Lorazepam withdrawal is a serious concern that can end with significant medical or mental health complications. The American Psychiatric Association (APA) reports that as many as 30% of people withdrawing from a benzodiazepine without professional intervention will experience a grand mal seizure, which could result in serious injury or death 5. Additionally, a person in a state of delirium marked by hallucinations will be more likely to make impulsive, dangerous choices.

Two other concerns associated with lorazepam withdrawal are 8:

  • Symptom rebound: The intensified return of anxiety, insomnia, restlessness, and other acute withdrawal symptoms that can last for weeks after last use.
  • Symptom reemergence: The return of previously experienced symptoms in someone using lorazepam to treat a preexisting anxiety disorder or insomnia.

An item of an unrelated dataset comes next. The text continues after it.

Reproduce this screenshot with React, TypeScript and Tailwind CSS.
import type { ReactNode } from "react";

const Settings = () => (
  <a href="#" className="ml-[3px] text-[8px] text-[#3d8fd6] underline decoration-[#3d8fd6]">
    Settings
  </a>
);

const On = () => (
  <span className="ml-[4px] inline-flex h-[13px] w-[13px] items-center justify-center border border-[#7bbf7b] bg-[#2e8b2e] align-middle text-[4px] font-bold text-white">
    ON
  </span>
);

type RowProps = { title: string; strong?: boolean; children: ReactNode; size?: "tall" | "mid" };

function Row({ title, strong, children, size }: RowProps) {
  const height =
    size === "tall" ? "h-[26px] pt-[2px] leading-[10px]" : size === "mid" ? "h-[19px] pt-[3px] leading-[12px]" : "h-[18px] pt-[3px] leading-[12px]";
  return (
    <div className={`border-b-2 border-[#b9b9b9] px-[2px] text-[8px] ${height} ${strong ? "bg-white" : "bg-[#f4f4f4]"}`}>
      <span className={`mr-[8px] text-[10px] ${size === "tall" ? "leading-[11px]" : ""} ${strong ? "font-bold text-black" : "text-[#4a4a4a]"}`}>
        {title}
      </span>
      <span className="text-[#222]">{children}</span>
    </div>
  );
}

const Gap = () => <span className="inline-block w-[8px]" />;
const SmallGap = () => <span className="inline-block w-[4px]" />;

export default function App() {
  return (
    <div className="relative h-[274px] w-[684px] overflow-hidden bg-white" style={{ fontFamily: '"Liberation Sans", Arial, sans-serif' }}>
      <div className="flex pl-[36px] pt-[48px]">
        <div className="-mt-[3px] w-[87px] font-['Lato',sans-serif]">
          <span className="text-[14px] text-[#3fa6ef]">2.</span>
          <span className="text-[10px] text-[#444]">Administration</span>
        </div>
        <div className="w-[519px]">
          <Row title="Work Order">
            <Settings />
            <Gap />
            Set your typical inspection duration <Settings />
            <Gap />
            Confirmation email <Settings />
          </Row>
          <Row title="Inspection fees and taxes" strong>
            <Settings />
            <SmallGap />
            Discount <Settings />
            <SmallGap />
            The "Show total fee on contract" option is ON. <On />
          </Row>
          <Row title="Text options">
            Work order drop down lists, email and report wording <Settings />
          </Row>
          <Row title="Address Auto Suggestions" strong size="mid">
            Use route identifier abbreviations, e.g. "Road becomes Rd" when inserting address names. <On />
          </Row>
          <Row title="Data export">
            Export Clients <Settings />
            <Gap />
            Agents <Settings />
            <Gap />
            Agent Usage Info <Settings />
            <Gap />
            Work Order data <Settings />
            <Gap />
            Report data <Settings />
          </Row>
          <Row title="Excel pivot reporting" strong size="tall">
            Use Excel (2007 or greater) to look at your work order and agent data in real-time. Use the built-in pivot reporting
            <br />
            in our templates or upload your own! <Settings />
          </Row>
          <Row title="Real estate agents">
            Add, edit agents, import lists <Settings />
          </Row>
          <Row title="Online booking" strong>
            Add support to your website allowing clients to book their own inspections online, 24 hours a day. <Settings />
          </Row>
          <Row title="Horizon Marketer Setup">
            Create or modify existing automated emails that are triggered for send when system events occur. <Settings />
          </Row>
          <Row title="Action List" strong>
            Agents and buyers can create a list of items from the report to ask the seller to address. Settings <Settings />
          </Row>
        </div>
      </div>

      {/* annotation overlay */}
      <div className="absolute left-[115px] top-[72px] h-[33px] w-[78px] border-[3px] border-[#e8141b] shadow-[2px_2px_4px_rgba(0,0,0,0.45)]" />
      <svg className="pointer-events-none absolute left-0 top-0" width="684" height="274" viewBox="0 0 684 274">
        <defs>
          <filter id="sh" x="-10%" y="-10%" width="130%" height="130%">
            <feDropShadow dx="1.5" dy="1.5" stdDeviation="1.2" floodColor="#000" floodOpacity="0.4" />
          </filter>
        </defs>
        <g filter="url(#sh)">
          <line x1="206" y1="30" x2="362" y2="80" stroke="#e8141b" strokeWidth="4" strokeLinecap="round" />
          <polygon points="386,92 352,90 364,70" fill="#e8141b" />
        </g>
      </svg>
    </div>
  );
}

For some people attempting to quit, the discomfort of lorazepam detox will seem too challenging, so they will restart their use to avoid symptoms. This relapse will only renew the lorazepam abuse and complicate recovery.

Detox Options

Trying to detox from lorazepam without professional treatment is never advisable, since formal treatment can provide interventions to improve comfort and safety and successfully manage symptoms during detox and then refer to continuing services 6,9. For those interested in professional lorazepam detox to manage drug abuse, there are many options like 6,9:

  • Inpatient/ residential setting: Appropriate for people with severe addictions and limited social supports, inpatient/residential treatments involve the person leaving their home to live and receive detox treatment at the facility.
  • Outpatient substance abuse/ mental health facility: People with relatively less severe levels of addiction and dependence that have been cleared by a medical assessment as low-risk for complicated withdrawal and have stable supports can be maintained on an outpatient basis, which permits them to live at home and attend treatment during the day.
  • Physician’s office: Usually reserved for people that have limited unwanted effects from drug detox, this level of care involves regular visits to a doctor’s office to receive observation and treatment.

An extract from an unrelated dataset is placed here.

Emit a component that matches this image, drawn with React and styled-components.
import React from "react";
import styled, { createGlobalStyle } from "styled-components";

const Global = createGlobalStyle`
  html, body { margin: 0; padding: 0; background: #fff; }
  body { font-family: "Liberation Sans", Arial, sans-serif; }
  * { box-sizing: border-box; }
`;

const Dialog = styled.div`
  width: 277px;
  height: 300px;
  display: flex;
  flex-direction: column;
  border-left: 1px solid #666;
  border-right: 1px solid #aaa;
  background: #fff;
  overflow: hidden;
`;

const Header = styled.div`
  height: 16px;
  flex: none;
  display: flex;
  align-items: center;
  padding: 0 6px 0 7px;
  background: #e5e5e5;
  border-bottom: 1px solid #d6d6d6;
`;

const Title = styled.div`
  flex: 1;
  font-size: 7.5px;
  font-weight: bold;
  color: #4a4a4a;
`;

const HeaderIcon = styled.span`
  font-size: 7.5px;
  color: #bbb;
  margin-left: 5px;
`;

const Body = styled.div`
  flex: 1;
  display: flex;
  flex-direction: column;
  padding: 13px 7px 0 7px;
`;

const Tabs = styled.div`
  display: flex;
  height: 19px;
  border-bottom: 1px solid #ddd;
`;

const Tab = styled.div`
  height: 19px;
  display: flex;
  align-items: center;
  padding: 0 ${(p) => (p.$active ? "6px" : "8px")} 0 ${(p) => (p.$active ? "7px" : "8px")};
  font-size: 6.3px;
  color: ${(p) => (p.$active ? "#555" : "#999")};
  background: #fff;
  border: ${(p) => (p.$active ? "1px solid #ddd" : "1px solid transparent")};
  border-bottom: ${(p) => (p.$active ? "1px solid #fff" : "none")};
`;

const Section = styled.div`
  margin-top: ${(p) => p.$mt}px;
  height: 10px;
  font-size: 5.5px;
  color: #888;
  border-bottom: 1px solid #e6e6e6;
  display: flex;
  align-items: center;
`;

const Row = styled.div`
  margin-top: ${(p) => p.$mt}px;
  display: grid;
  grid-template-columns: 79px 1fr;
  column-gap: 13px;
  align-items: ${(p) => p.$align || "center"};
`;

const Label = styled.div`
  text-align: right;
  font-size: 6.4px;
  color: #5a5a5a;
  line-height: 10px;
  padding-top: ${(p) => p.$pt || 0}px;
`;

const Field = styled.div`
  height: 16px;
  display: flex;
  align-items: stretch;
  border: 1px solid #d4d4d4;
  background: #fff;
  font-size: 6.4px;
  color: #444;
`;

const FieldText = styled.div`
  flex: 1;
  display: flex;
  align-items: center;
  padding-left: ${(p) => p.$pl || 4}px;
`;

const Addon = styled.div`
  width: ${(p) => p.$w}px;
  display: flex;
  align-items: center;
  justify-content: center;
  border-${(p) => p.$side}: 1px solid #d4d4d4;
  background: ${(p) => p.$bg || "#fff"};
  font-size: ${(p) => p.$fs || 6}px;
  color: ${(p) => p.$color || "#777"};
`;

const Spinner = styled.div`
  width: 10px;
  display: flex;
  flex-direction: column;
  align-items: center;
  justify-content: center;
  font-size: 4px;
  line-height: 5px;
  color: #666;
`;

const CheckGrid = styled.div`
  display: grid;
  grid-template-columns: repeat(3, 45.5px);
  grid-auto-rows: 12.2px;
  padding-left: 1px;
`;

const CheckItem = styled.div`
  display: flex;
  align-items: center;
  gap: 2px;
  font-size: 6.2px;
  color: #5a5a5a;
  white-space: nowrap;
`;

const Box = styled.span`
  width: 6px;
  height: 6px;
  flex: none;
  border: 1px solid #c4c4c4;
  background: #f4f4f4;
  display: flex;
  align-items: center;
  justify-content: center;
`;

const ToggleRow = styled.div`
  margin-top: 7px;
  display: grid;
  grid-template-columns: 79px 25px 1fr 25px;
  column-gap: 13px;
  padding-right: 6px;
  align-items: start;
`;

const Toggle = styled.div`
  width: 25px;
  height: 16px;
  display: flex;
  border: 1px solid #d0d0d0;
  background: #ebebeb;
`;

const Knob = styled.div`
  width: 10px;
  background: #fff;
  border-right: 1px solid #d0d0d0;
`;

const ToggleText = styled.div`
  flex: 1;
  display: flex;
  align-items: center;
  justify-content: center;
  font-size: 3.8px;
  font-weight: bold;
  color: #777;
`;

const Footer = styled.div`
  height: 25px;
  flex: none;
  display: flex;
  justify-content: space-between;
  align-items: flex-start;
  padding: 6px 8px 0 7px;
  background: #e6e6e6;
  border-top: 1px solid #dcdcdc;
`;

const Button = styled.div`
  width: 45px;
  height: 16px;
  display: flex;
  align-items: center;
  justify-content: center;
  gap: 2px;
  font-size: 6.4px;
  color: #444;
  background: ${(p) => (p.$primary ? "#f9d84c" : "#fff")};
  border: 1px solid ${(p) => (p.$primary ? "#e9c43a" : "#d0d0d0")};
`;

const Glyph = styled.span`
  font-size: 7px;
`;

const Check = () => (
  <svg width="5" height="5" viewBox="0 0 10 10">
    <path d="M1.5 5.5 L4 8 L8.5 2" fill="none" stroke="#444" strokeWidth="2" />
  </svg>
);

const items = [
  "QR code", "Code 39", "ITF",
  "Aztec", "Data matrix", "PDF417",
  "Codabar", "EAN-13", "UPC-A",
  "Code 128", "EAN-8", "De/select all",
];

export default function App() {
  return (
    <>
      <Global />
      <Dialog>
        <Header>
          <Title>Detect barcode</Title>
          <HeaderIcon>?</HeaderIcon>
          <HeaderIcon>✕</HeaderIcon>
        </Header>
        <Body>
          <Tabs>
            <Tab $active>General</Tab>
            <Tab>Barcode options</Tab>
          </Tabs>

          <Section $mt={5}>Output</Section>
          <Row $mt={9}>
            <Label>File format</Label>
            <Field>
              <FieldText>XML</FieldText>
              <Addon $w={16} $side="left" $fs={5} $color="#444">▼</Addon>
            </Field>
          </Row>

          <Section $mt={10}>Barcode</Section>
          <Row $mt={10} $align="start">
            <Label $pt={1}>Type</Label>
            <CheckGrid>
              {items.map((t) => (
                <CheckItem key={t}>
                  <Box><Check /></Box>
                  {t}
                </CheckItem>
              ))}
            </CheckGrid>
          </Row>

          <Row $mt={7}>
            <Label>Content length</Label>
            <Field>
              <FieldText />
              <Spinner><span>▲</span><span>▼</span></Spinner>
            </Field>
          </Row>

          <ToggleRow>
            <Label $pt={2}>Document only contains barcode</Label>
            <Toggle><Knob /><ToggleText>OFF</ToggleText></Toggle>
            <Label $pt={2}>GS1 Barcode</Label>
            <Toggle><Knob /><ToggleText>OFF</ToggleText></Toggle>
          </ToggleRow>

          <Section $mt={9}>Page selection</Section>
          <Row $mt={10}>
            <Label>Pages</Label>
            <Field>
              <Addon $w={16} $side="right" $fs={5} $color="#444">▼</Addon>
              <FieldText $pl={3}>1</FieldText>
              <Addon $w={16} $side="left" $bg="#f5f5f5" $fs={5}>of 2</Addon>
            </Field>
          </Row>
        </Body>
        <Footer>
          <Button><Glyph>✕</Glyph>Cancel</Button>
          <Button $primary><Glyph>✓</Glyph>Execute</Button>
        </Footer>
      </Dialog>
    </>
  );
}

Many lorazepam withdrawal programs work to successfully detox patients by tapering the dose of the substance gradually to limit withdrawal symptoms and cravings 6,7. During and after detox, additional forms of Ativan addiction treatment are vital for maintaining recovery. Remember, detox is very important, but alone, it is not usually enough to maintain long-term abstinence 9.

 

Sources

  1. Drug Enforcement Administration. (2013). Benzodiazepines.
  2. U.S. National Library of Medicine: MedlinePlus. (2016). Lorazepam.
  3. National Institute on Drug Abuse for Teens. (2016). Prescription Depressants.
  4. Medscape. (2016). Withdrawal Syndromes.
  5. American Psychiatric Association. (2013). Diagnostic and statistical manual of mental disorders (5th ed.). Arlington, VA: American Psychiatric Publishing.
  6. Substance Abuse and Mental Health Services Administration. (2015). Detoxification and Substance Abuse Treatment.
  7. World Health Organization. (2009). Clinical Guidelines for Withdrawal Management and Treatment of Drug Dependence in Closed Setting.
  8. Substance Abuse and Mental Health Services Administration. (2010). Protracted Withdrawal.
  9. National Institute on Drug Abuse. (2012). Principles of Drug Addiction Treatment: A Research-Based Guide.